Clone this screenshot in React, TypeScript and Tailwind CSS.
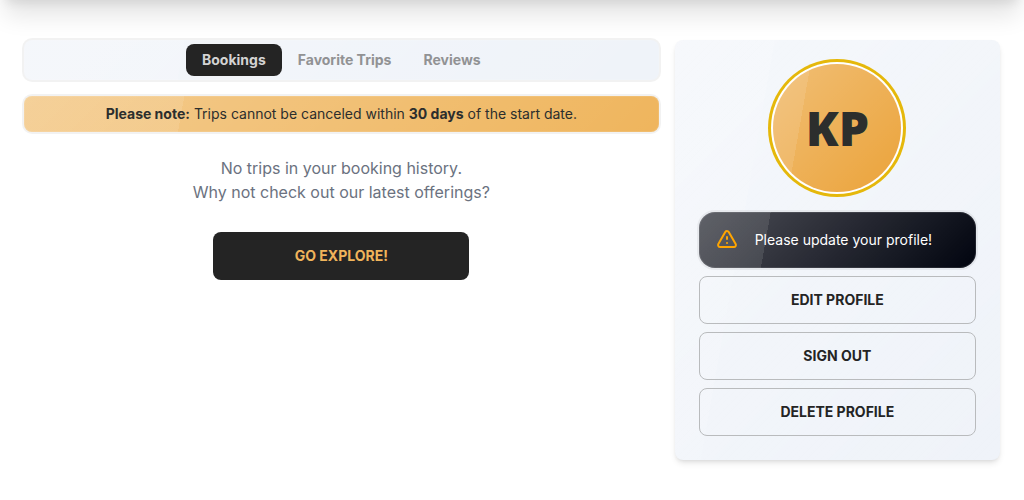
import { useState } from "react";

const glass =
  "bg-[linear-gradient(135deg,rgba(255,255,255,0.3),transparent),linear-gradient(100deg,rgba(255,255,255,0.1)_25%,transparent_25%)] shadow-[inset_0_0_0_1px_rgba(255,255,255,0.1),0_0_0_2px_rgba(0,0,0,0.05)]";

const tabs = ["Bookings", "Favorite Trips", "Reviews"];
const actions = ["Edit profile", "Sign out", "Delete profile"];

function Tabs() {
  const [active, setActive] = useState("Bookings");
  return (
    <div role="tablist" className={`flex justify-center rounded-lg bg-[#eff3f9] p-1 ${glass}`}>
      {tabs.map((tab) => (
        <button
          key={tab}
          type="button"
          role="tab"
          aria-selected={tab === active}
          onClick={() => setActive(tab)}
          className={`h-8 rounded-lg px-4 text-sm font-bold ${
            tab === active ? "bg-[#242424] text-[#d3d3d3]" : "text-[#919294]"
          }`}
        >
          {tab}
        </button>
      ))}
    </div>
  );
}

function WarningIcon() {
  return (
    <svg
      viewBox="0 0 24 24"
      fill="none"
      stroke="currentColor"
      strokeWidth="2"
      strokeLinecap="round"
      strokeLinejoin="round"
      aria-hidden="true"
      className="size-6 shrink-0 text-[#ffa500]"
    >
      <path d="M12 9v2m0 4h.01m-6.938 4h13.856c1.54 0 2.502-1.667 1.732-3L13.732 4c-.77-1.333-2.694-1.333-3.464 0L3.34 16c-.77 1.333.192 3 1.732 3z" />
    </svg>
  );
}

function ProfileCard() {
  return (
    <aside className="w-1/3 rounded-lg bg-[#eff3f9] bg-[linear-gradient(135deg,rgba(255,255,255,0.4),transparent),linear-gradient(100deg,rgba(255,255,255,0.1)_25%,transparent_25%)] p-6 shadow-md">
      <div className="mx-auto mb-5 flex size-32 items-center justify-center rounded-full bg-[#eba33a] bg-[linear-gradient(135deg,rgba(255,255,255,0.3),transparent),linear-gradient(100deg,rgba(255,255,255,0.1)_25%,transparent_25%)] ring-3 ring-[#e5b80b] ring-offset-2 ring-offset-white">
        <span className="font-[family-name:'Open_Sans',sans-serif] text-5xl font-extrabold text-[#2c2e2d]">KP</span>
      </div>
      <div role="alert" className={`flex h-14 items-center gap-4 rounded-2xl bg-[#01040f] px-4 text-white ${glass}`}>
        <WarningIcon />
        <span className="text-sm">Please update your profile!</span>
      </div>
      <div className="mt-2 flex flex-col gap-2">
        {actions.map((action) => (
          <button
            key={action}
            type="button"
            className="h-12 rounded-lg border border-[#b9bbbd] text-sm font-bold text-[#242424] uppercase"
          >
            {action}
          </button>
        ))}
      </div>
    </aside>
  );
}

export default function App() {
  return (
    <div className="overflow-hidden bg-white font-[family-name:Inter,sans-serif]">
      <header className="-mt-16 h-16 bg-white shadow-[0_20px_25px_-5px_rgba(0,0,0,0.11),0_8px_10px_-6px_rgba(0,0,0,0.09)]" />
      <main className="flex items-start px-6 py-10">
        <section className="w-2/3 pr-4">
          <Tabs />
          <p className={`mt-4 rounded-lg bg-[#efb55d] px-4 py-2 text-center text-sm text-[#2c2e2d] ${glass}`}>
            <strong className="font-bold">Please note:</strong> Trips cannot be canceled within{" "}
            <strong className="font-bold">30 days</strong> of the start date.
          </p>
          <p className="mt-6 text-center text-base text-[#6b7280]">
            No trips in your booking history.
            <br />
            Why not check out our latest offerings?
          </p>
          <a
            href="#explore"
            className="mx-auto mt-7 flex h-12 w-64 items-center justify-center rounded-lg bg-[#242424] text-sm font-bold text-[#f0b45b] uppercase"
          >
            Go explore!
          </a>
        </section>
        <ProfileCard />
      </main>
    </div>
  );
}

====

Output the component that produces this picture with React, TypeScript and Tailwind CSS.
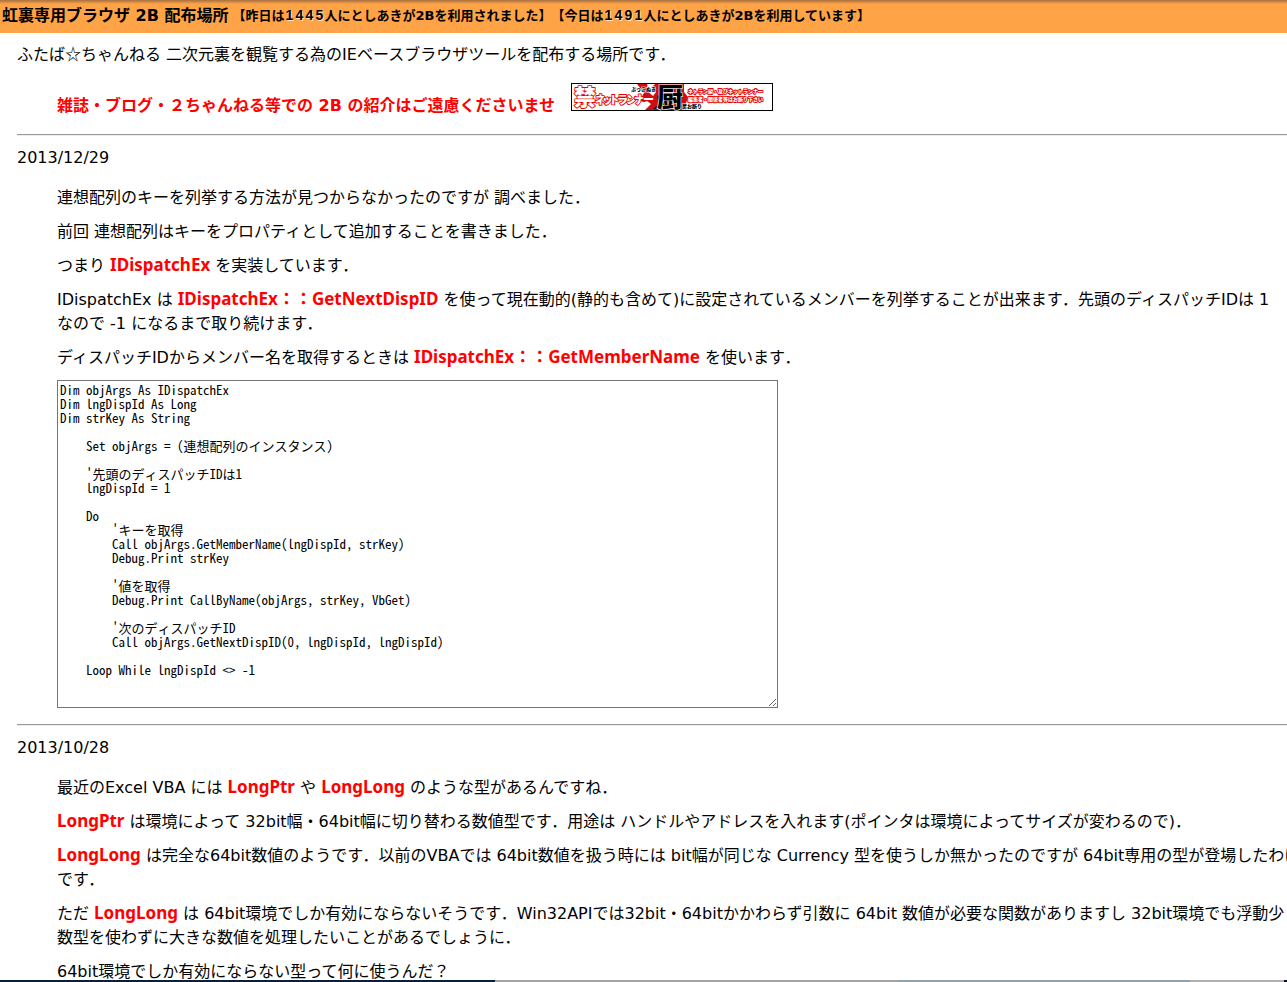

====

From the records above, pick out and copy each line holding the word "this".

RESPONSE BELOW:
Clone this screenshot in React, TypeScript and Tailwind CSS.
Output the component that produces this picture with React, TypeScript and Tailwind CSS.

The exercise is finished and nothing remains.